Taking on too many masculine roles in order to survive (e.g., being the breadwinner, single parent, taking care of others) – As a single mom without family near, I took care of myself and my children. There wasn’t anyone to take care of me. I had to set my feelings aside more often than not. If I hadn’t, I don’t know how I would have made it through life.
Time and again, a woman will exude masculine energy as a defense mechanism. Being raised in a dysfunctional home, experiencing childhood trauma, or feeling abandoned may cause women to put on the masculine energy shield like a medieval night puts on his armor… To protect our hearts.
Although masculine energy may appear as positive attributes such as being driven, hardworking, and independent, when it becomes our default way of thinking, we deny ourselves the proper care, soul nurturing, compassion and true connections that we crave. When we deny ourselves what our souls desire, we can become quite harsh and unyielding, as we protect ourselves too much.
If you related to any of this like I did, the lightbulb in your head is probably flashing and you are nodding your head in agreement. This is where you get to do your own searching as your journey is unique to you.
For myself, I started with a simple change…
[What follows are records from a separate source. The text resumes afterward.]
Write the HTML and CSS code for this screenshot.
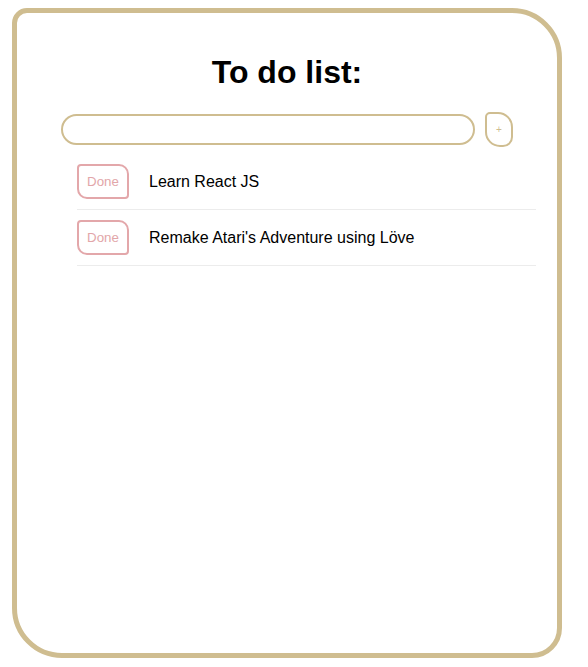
FILE: index.html
```html
<!DOCTYPE html>
<html lang="en">
<head>
<meta charset="utf-8">
<title>To do list</title>
<link rel="stylesheet" href="styles.css">
</head>
<body>
<main class="card">
  <h1 class="title">To do list:</h1>
  <form class="add">
    <input class="add-input" type="text" aria-label="New task">
    <button class="add-btn" type="button">+</button>
  </form>
  <ul class="list">
    <li class="item"><button class="done" type="button">Done</button><span class="label">Learn React JS</span></li>
    <li class="item"><button class="done" type="button">Done</button><span class="label">Remake Atari's Adventure using Löve</span></li>
  </ul>
</main>
</body>
</html>
```

FILE: styles.css
```css
html, body {
  margin: 0;
  padding: 0;
  background: #ffffff;
}

body {
  font-family: "Liberation Sans", Arial, sans-serif;
  color: #000;
}

.card {
  box-sizing: border-box;
  width: 550px;
  height: 650px;
  margin: 8px 0 0 12px;
  padding-top: 41px;
  border: 5px solid #cfbd90;
  border-radius: 15px 50px 30px 50px;
  background: #fff;
}

.title {
  margin: 0;
  font-size: 32px;
  line-height: 37px;
  font-weight: bold;
  text-align: center;
}

.add {
  display: flex;
  justify-content: center;
  align-items: center;
  gap: 10px;
  margin: 21px 0 0 0;
}

.add-input {
  box-sizing: border-box;
  width: 414px;
  height: 31px;
  margin: 0;
  padding: 0 12px;
  border: 2px solid #cfbd90;
  border-radius: 16px;
  background: #fff;
  outline: none;
  font-family: inherit;
  font-size: 14px;
}

.add-btn {
  box-sizing: border-box;
  width: 28px;
  height: 35px;
  margin: 0;
  padding: 0;
  border: 2px solid #cfbd90;
  border-radius: 5px 15px 10px 15px;
  background: #fff;
  color: #cfbd90;
  font-family: inherit;
  font-size: 10px;
  line-height: 1;
}

.list {
  list-style: none;
  margin: 7px 0 0 0;
  padding: 0 21px 0 60px;
}

.item {
  display: flex;
  align-items: center;
  gap: 20px;
  height: 56px;
  box-sizing: border-box;
  border-bottom: 1px solid #ececec;
}

.done {
  box-sizing: border-box;
  width: 52px;
  height: 35px;
  margin: 0;
  padding: 0;
  border: 2px solid #e3a7aa;
  border-radius: 4px 10px 4px 10px;
  background: #fff;
  color: #e2a6a9;
  font-family: inherit;
  font-size: 13.333px;
}

.label {
  font-size: 16px;
}
```
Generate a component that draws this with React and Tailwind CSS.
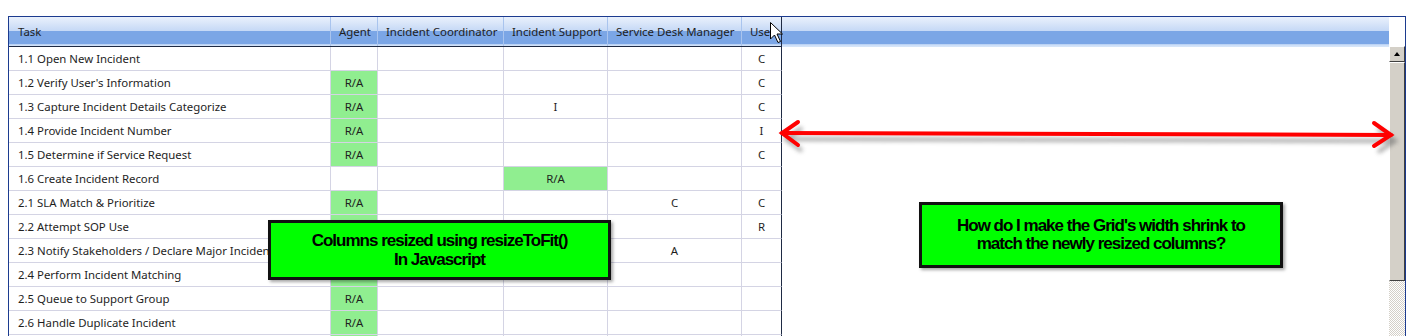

I spoke up and told the man in my life that he needs to make more decisions for the week. This was suggested to me by a friend and it is two-fold – He gets to be the “man” in the relationship and I lessen my worries of disappointing another with my decision. I am one of the lucky ones that happens to have a man that is very easy going. While it is truly a blessing, there are a lot of times that I am the one stuck with making the decisions because he is okay with whatever I decide (within reason). Many women would prefer to be the decision makers, but for me, it causes a lot of stress.
If you are tired of always having to put on a tough exterior to show the world you are okay, it is okay to finally take your mask off. Be you. Find the person inside of you that you forgot about… Nurture her… Be your true self. As women, we shouldn’t have to act like men to accomplish what we want. There is power in being feminine. Be you!